Più eterogeneo il quadro sul fronte dei rifiuti speciali, che vede sfumare i confini con quello degli urbani. Oltre un terzo dei principali operatori, incluse 25 utility, è infatti attivo in entrambi i comparti, con un valore della produzione di 5,6 miliardi di euro. Le maggiori 55 imprese specializzate totalizzano invece un valore della produzione di 3,86 miliardi di euro, in crescita dell’8% soprattutto per effetto di operazioni di acquisizione, ma il settore resta frammentato: sebbene i primi 10 operatori pesino per circa il 63% del giro d’affari complessivo, resta significativa la presenza di piccoli operatori specializzati e di piccole-medie imprese diversificate, che contano per l’82% del totale. Il 91% delle aziende gestisce rifiuti speciali diversi da quelli da costruzione e demolizione, mentre le attività di smaltimento, incluso amianto, e di bonifica seguono rispettivamente con il 64% e il 60%. Anche nel mercato degli speciali prevalgono operatori del Nord, il 51% di quelli rilevati, contro il 31% di Sud e Isole e il 18% del Centro Italia.
Le tendenze strategiche che emergono dall’analisi del settore, riporta Althesys, indicano una grande vivacità a dispetto della congiuntura resa complicata da inflazione e costi energetici. Diverse le acquisizioni, sia per conquistare nuove fette di mercato che per integrare verticalmente attività lungo la filiera. Tante le operazioni guidate dalla ricerca di soluzioni tecnologiche innovative, soprattutto sul fronte del riciclo chimico delle plastiche e del biometano, ma anche sul campo delle materie prime critiche, della fibra di carbonio e dei fanghi da depurazione. “Da un lato – commenta Marangoni – vediamo investimenti significativi, anche grazie al PNRR, e dall’altro una spinta all’innovazione che arriva dall’evoluzione tecnologica. Si stanno sviluppando soluzioni per recuperare materiali che una volta finivano sostanzialmente a smaltimento – sottolinea – ma si sta anche investendo in modelli gestionali nuovi e più efficienti”.

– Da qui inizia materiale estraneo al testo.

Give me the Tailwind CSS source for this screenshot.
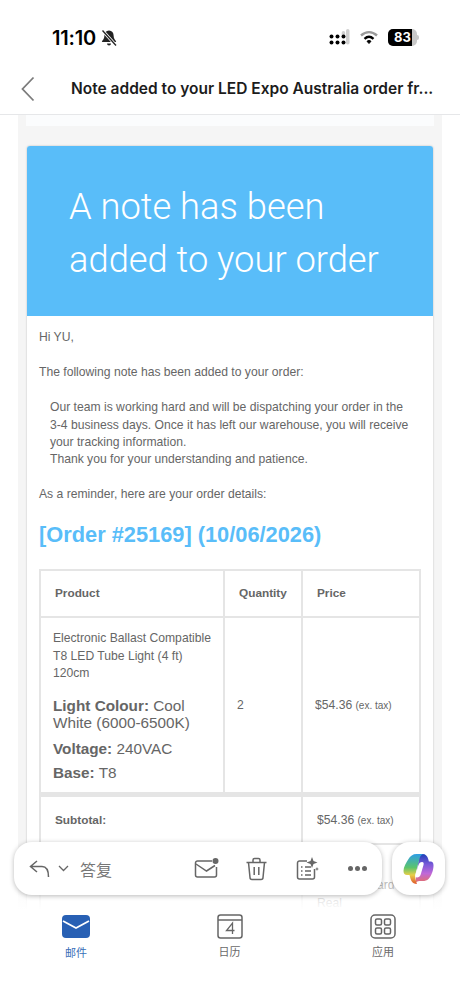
<!DOCTYPE html>
<html lang="en">

<head>
    <meta charset="UTF-8">
    <meta name="viewport" content="width=device-width, initial-scale=1.0">
    <title>Order note</title>
    <script src="https://cdn.jsdelivr.net/npm/@tailwindcss/browser@4"></script>
</head>

<body class="bg-white">
    <div class="relative w-[460px] h-[1000px] overflow-hidden bg-white flex flex-col font-['Liberation_Sans',sans-serif]">

        <!-- status bar -->
        <div class="h-[72px] shrink-0 flex items-start justify-between pt-[26px] pl-[52px] pr-[41px] text-black">
            <div class="flex items-center gap-[4px]">
                <span class="font-['Inter',sans-serif] font-semibold text-[20px] leading-[24px] tracking-[-0.2px]">11:10</span>
                <svg class="w-[18px] h-[18px]" viewBox="0 0 18 18" fill="#222">
                    <path d="M9 1.500c-3 0-4.600 2.200-4.600 5 0 3-1.400 4.400-2.400 5.600-.3.400 0 .9.400.9h13.200c.4 0 .7-.5.400-.9-1-1.200-2.400-2.600-2.400-5.600 0-2.800-1.600-5-4.600-5z"/>
                    <path d="M7 14.500h4a2 2 0 0 1-4 0z"/>
                    <path d="M2.500 1.500l13.500 15" stroke="#fff" stroke-width="3"/>
                    <path d="M2.500 1.500l13.500 15" stroke="#222" stroke-width="1.300"/>
                </svg>
            </div>
            <div class="flex items-center gap-[9px] pt-[3px]">
                <svg class="w-[23px] h-[17px]" viewBox="0 0 23 17">
                    <rect x="19" y="0" width="3.500" height="15.500" rx="1.700" fill="#d0d0d0"/>
                    <rect x="14.700" y="2" width="3.500" height="5" rx="1.700" fill="#d0d0d0"/>
                    <circle cx="4.500" cy="7.500" r="2"/>
                    <circle cx="10.500" cy="7.500" r="2"/>
                    <circle cx="16.500" cy="7.500" r="2"/>
                    <circle cx="4.500" cy="13.500" r="2"/>
                    <circle cx="10.500" cy="13.500" r="2"/>
                    <circle cx="16.500" cy="13.500" r="2"/>
                </svg>
                <svg class="w-[20px] h-[15px]" viewBox="0 0 20 15" fill="none" stroke="#000" stroke-width="2.400">
                    <path d="M2 5.500C7 1 13 1 18 5.500" stroke="#9a9a9a"/>
                    <path d="M5.500 8.800c3-2.600 6-2.600 9 0"/>
                    <path d="M10 13.500l-2-2.200c1.300-1 2.700-1 4 0z" fill="#000" stroke-width="1"/>
                </svg>
                <div class="flex items-center">
                    <div class="relative w-[29px] h-[17px] rounded-[5px] overflow-hidden bg-[#c8c8c8]">
                        <div class="absolute inset-y-0 left-0 w-[24px] bg-black"></div>
                        <div class="absolute inset-0 flex items-center justify-center text-white font-['Inter',sans-serif] font-bold text-[13px]">83</div>
                    </div>
                    <div class="w-[2px] h-[5px] bg-[#c8c8c8] rounded-r-sm"></div>
                </div>
            </div>
        </div>

        <!-- subject bar -->
        <div class="h-[43px] shrink-0 flex items-start border-b border-[#e6e7e9]">
            <svg class="w-[16px] h-[26px] ml-[20px] mt-[4px] shrink-0" viewBox="0 0 16 26" fill="none" stroke="#7b7b7b" stroke-width="1.800">
                <path d="M13.500 1.500L2.500 13l11 11.500"/>
            </svg>
            <div class="ml-[35px] pt-[7px] font-['Inter',sans-serif] font-semibold text-[15.500px] leading-[20px] text-[#1c1c1c] whitespace-nowrap">Note added to your LED Expo Australia order fr...</div>
        </div>

        <!-- message body -->
        <div class="flex-1 min-h-0 overflow-hidden mx-[18px] bg-[#f5f5f5] px-[8px]">
            <div class="h-[11px] bg-[#fbfcfd]"></div>
            <div class="mt-[20px] mx-[1px] bg-white rounded-t-[3px] shadow-[0_0_2px_rgba(0,0,0,0.25)] text-[#666] text-[12.150px] leading-[17.200px]">
                <div class="h-[170px] bg-[#59bdf9] rounded-t-[3px] pt-[34px] pl-[42px] text-white text-[36.300px] leading-[53px] font-['Roboto',sans-serif] font-light">
                    A note has been<br>added to your order
                </div>
                <div class="px-[12px] pt-[13px]">
                    <p>Hi YU,</p>
                    <p class="mt-[18px]">The following note has been added to your order:</p>
                    <p class="mt-[18px] pl-[11px]">Our team is working hard and will be dispatching your order in the<br>3-4 business days. Once it has left our warehouse, you will receive your tracking information.<br>Thank you for your understanding and patience.</p>
                    <p class="mt-[18px]">As a reminder, here are your order details:</p>
                    <h2 class="mt-[18px] font-bold text-[21.800px] leading-[28px] text-[#59bdf9]">[Order #25169] (10/06/2026)</h2>

                    <table class="mt-[20px] w-[382px] table-fixed border-collapse border-2 border-[#e5e5e5]">
                        <colgroup>
                            <col class="w-[184px]">
                            <col class="w-[78px]">
                            <col>
                        </colgroup>
                        <thead>
                            <tr class="h-[47px] text-left font-bold text-[11.800px]">
                                <th class="border-2 border-[#e5e5e5] pl-[14px]">Product</th>
                                <th class="border-2 border-[#e5e5e5] pl-[14px]">Quantity</th>
                                <th class="border-2 border-[#e5e5e5] pl-[14px]">Price</th>
                            </tr>
                        </thead>
                        <tbody>
                            <tr class="h-[177px]">
                                <td class="border-2 border-[#e5e5e5] pl-[12px] pr-[4px] align-top pt-[12px]">
                                    Electronic Ballast Compatible T8 LED Tube Light (4 ft) 120cm
                                    <div class="mt-[15px] text-[15.300px] leading-[17px]"><b>Light Colour:</b> Cool White (6000-6500K)</div>
                                    <div class="mt-[9px] text-[15.300px] leading-[17px]"><b>Voltage:</b> 240VAC</div>
                                    <div class="mt-[7px] text-[15.300px] leading-[17px]"><b>Base:</b> T8</div>
                                </td>
                                <td class="border-2 border-[#e5e5e5] pl-[12px]">2</td>
                                <td class="border-2 border-[#e5e5e5] pl-[12px]">$54.36 <span class="text-[10px]">(ex. tax)</span></td>
                            </tr>
                        </tbody>
                        <tfoot>
                            <tr class="h-[50px]">
                                <th colspan="2" class="border-2 border-t-[5px] border-[#e5e5e5] pl-[14px] text-left font-bold text-[11.800px]">Subtotal:</th>
                                <td class="border-2 border-t-[5px] border-[#e5e5e5] pl-[14px]">$54.36 <span class="text-[10px]">(ex. tax)</span></td>
                            </tr>
                            <tr class="h-[60px]">
                                <th colspan="2" class="border-2 border-[#e5e5e5] pl-[14px] text-left font-bold text-[11.800px]">Shipping:</th>
                                <td class="border-2 border-[#e5e5e5] pl-[14px] align-top pt-[32px]">Free Standard<br>Real</td>
                            </tr>
                        </tfoot>
                    </table>
                </div>
            </div>
        </div>

        <!-- tab bar -->
        <div class="h-[90px] shrink-0 flex items-start justify-between pl-[46px] pr-[47px] pt-[4px]">
            <div class="w-[60px] flex flex-col items-center gap-[7px] text-[#3a6fb8]">
                <svg class="w-[28px] h-[23px] mt-[1px]" viewBox="0 0 28 23">
                    <rect width="28" height="23" rx="4" fill="#2860b4"/>
                    <path d="M1 6l13 7 13-7" fill="none" stroke="#fff" stroke-width="1.800"/>
                </svg>
                <span class="text-[11px] leading-[14px] font-['Noto_Sans_CJK_SC',sans-serif]">邮件</span>
            </div>
            <div class="w-[60px] flex flex-col items-center gap-[5px] text-[#6a6a6a]">
                <svg class="w-[26px] h-[25px]" viewBox="0 0 26 25" fill="none" stroke="#666" stroke-width="1.500">
                    <rect x="1" y="1" width="24" height="23" rx="2.500"/>
                    <path d="M1 6h24"/>
                    <path d="M15.500 20v-11l-6 7.500h8" stroke-width="1.300"/>
                </svg>
                <span class="text-[11px] leading-[14px] font-['Noto_Sans_CJK_SC',sans-serif]">日历</span>
            </div>
            <div class="w-[60px] flex flex-col items-center gap-[5px] text-[#6a6a6a]">
                <svg class="w-[26px] h-[25px]" viewBox="0 0 26 25" fill="none" stroke="#666" stroke-width="1.500">
                    <rect x="1" y="1" width="24" height="23" rx="4"/>
                    <rect x="5.500" y="5" width="6" height="6" rx="1.500"/>
                    <rect x="14.500" y="5" width="6" height="6" rx="1.500"/>
                    <rect x="5.500" y="14" width="6" height="6" rx="1.500"/>
                    <rect x="14.500" y="14" width="6" height="6" rx="1.500"/>
                </svg>
                <span class="text-[11px] leading-[14px] font-['Noto_Sans_CJK_SC',sans-serif]">应用</span>
            </div>
        </div>

        <!-- message fades out behind the floating bars -->
        <div class="absolute left-0 right-0 top-[850px] h-[60px] bg-linear-to-b from-white/0 to-white"></div>

        <!-- floating reply toolbar, lies over the message -->
        <div class="absolute left-[14px] top-[842px] w-[368px] h-[53px] bg-white rounded-[18px] shadow-[0_1px_5px_rgba(0,0,0,0.28)] flex items-center pl-[15px] pr-[15px] text-[#666]">
            <svg class="w-[21px] h-[18px]" viewBox="0 0 21 18" fill="none" stroke="#666" stroke-width="1.500">
                <path d="M8 1L1.500 6.500 8 12M1.500 6.500H13c4 0 6.500 3 6.500 10.500"/>
            </svg>
            <svg class="ml-[8px] w-[11px] h-[7px]" viewBox="0 0 11 7" fill="none" stroke="#666" stroke-width="1.300">
                <path d="M1 1l4.500 4.500L10 1"/>
            </svg>
            <span class="ml-[11px] text-[16px] leading-[20px] font-['Noto_Sans_CJK_SC',sans-serif] text-[#777]">答复</span>
            <svg class="ml-auto w-[25px] h-[21px]" viewBox="0 0 25 21" fill="none" stroke="#666" stroke-width="1.500">
                <path d="M18 3H3.500A2 2 0 0 0 1.500 5v12a2 2 0 0 0 2 2h17a2 2 0 0 0 2-2V9"/>
                <path d="M2 6l10.500 7L21 7.500"/>
                <circle cx="21.500" cy="3" r="3" fill="#666" stroke="none"/>
            </svg>
            <svg class="ml-[26px] w-[23px] h-[24px]" viewBox="0 0 22 24" fill="none" stroke="#666" stroke-width="1.500">
                <path d="M1 5.500h20M7.500 5.500V3a1.500 1.500 0 0 1 1.500-1.500h4A1.500 1.500 0 0 1 14.500 3v2.500"/>
                <path d="M3 5.500l1.500 15a2 2 0 0 0 2 2h9a2 2 0 0 0 2-2l1.500-15"/>
                <path d="M8.700 10v8M13.300 10v8"/>
            </svg>
            <svg class="ml-[28px] w-[23px] h-[24px]" viewBox="0 0 23 24" fill="none" stroke="#666" stroke-width="1.500">
                <path d="M11 4H3.500a2 2 0 0 0-2 2v14a2 2 0 0 0 2 2h13a2 2 0 0 0 2-2v-8"/>
                <path d="M5 10h1.500M5 14h1.500M5 18h1.500M9 10h6M9 14h6M9 18h6"/>
                <path d="M16 0l1.500 4 4 1.500-4 1.500L16 11l-1.500-4-4-1.500 4-1.500z" fill="#666" stroke="none"/>
                <path d="M21 10l.6 1.400 1.400.6-1.400.6L21 14l-.6-1.400-1.400-.6 1.400-.6z" fill="#666" stroke="none"/>
            </svg>
            <div class="ml-[29px] flex gap-[2px]">
                <div class="w-[5px] h-[5px] rounded-full bg-[#666]"></div>
                <div class="w-[5px] h-[5px] rounded-full bg-[#666]"></div>
                <div class="w-[5px] h-[5px] rounded-full bg-[#666]"></div>
            </div>
        </div>

        <!-- copilot button -->
        <div class="absolute left-[392px] top-[842px] w-[53px] h-[53px] bg-white rounded-[18px] shadow-[0_1px_5px_rgba(0,0,0,0.28)] flex items-center justify-center">
            <svg class="w-[31px] h-[32px]" viewBox="0 0 30 32">
                <defs>
                    <linearGradient id="cpLeft" x1="0" y1="0" x2="0" y2="1">
                        <stop offset="0" stop-color="#2e9ee6"/>
                        <stop offset="0.45" stop-color="#5cc46c"/>
                        <stop offset="0.7" stop-color="#e8cf48"/>
                        <stop offset="1" stop-color="#e0562c"/>
                    </linearGradient>
                    <linearGradient id="cpRight" x1="0" y1="0" x2="0" y2="1">
                        <stop offset="0" stop-color="#1c3fb8"/>
                        <stop offset="0.35" stop-color="#7a5ad8"/>
                        <stop offset="0.65" stop-color="#c068d8"/>
                        <stop offset="1" stop-color="#e8705a"/>
                    </linearGradient>
                </defs>
                <path d="M16 1h3c3 0 5 2 5.700 5l.7 2.500H27c2 0 3 1.500 3 4 0 4.500-2 10.500-5 13.500-1.500 1.500-3.500 2-6 2h-3c-2 0-3.500 1-4.500 3z" fill="url(#cpRight)"/>
                <path d="M5 6c1.500-3 4.500-5 8-5h8c-3.500 0-4.500 2.500-5.200 5.500L12 21c-.7 3 0 7 1.500 10-4 0-6-3-6.700-6L6 22H3.500C1.300 22 0 20.500 0 18c0-4 2.500-8 5-12z" fill="url(#cpLeft)"/>
                <path d="M18.500 9c1.500 0 2 1 1.500 3l-2.800 9.500c-.5 2-2 3-3.700 3-1.500 0-2-1-1.500-3L15 12c.5-2 2-3 3.500-3z" fill="#fff"/>
            </svg>
        </div>
    </div>
</body>

</html>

Sul piano degli investimenti, spiega il report, va registrato anche il contributo dei finanziamenti PNRR: le linee d’intervento per i nuovi impianti di trattamento dei rifiuti urbani e delle frazioni ‘critiche’ come fanghi, prodotti assorbenti e scarti tessili, hanno destinato 900 milioni di euro a 93 interventi, ancora tutti o quasi in fase intermedia, frenati dalle complessità legate alla scelta dell’attuatore, ma anche da ritardi nell’iter autorizzativo e dalle immancabili opposizioni locali. In generale, riporta Althesys, le iniziative sono in fase più avanzata nei territori che già dispongono di operatori e infrastrutture industriali, e segnatamente nelle regioni del Nord. Un paradosso, alla luce dell’obiettivo di recuperare i divari territoriali. Emblematica la situazione sul fronte dei rifiuti organici. A fronte di stime al 2025 che indicano un surplus di trattamento di due milioni di tonnellate al Nord e un deficit di circa 60mila rispettivamente per Centro e Sud, la capacità di trattamento finanziata dal PNRR supera le 640mila tonnellate, per il 57% proprio al Nord.